## TASK BRIEF
Work out how many lines in the listing below include the word "with". Give nothing but the number.

## EXERCISE MATERIALS
○ ○ ○ ○
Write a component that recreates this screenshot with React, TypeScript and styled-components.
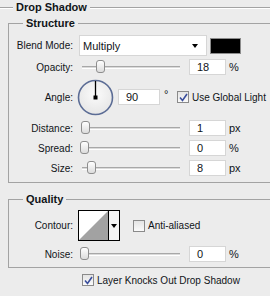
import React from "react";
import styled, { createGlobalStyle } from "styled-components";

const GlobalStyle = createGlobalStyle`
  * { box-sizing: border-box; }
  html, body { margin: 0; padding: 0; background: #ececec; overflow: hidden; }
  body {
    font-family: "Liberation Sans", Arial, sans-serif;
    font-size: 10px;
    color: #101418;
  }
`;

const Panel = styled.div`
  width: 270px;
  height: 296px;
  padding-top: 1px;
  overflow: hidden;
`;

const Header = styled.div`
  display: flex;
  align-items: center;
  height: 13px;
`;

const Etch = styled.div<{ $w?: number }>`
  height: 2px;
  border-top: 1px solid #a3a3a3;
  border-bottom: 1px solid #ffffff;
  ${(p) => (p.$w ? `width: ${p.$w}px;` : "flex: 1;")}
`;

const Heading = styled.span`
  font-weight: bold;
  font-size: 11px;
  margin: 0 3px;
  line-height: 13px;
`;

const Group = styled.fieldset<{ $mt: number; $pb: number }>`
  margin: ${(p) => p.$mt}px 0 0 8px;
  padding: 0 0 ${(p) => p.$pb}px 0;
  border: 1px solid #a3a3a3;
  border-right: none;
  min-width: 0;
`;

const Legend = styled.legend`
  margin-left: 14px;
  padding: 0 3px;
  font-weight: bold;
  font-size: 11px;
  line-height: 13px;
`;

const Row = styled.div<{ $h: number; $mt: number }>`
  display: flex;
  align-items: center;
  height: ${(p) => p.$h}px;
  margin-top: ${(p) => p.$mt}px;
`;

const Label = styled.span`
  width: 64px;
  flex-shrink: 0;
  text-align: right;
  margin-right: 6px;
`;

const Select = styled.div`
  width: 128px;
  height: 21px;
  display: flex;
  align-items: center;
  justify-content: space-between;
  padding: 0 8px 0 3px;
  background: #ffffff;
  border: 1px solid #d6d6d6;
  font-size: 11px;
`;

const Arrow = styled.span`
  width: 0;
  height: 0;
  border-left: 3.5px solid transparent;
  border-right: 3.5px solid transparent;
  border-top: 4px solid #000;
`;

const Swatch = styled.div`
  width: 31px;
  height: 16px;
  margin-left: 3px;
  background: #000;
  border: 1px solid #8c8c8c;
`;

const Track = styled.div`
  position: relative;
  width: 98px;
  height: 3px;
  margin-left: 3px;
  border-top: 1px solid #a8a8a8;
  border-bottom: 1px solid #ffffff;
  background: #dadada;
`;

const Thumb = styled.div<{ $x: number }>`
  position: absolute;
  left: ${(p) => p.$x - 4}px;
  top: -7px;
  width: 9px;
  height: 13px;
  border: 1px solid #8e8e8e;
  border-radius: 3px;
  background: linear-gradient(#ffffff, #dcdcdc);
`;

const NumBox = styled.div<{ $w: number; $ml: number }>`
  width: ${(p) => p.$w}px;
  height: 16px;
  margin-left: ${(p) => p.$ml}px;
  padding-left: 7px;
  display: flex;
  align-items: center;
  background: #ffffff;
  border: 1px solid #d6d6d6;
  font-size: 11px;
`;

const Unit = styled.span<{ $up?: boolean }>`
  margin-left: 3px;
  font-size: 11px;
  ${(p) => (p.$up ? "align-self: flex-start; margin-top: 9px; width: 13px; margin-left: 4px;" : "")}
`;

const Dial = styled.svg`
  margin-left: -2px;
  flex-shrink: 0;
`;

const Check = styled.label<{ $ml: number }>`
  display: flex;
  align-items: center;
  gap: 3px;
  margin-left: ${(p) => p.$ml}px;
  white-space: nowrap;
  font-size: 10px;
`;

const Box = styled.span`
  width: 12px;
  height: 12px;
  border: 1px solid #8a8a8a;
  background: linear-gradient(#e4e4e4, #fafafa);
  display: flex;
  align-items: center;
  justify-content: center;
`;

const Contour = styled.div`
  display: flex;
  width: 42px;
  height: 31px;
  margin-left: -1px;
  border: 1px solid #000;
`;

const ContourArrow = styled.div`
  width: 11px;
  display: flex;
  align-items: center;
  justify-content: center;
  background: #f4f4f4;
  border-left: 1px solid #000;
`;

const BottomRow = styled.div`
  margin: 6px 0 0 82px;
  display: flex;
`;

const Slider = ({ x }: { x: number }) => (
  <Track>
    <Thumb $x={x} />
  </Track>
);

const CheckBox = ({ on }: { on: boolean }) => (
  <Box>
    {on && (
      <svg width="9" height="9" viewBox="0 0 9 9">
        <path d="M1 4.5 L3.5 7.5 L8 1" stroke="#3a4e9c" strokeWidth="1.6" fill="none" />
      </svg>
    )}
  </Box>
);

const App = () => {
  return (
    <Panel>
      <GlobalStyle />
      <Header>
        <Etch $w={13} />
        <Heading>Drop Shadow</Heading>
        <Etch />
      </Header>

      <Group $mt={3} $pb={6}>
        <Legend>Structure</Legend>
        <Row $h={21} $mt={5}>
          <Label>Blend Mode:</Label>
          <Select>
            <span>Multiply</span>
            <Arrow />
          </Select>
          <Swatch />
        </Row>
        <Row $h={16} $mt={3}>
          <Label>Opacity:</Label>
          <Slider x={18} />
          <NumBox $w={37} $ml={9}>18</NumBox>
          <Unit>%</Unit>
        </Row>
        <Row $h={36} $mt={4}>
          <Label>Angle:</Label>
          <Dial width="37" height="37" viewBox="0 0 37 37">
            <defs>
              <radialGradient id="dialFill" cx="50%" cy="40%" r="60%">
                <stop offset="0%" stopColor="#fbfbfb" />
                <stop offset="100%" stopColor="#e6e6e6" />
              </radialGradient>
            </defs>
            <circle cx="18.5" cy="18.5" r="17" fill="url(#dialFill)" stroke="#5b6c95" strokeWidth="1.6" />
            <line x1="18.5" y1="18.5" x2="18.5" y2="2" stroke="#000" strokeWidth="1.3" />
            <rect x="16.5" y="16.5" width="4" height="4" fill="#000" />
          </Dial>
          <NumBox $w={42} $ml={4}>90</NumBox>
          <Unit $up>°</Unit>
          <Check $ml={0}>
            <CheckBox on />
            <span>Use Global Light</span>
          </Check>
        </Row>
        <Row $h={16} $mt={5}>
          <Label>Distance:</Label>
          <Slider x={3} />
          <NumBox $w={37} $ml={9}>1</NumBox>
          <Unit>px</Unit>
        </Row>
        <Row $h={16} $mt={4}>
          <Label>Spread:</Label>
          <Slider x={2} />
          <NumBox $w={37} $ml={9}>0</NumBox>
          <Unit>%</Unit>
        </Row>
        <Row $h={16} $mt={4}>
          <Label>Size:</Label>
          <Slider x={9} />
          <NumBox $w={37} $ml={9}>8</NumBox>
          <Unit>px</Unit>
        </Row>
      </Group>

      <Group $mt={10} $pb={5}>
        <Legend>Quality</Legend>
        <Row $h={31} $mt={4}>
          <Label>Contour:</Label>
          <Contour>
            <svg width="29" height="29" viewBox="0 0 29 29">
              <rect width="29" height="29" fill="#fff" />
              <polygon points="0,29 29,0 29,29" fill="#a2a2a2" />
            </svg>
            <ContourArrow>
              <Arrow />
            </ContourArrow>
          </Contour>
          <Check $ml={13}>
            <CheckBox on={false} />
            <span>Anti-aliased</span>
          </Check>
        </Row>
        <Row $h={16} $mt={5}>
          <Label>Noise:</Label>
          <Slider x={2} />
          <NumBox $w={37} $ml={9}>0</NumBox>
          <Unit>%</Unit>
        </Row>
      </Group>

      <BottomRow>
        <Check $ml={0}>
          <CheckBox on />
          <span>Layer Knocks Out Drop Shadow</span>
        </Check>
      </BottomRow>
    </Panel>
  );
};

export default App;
○ ○ ○ ○
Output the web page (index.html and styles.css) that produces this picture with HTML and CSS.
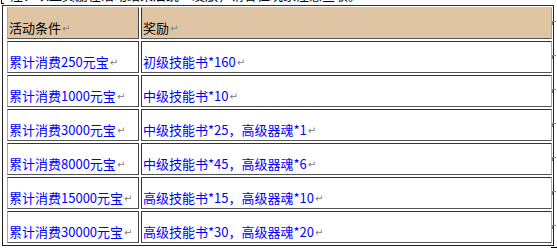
○ ○ ○ ○
## EXERCISE SOLUTION
2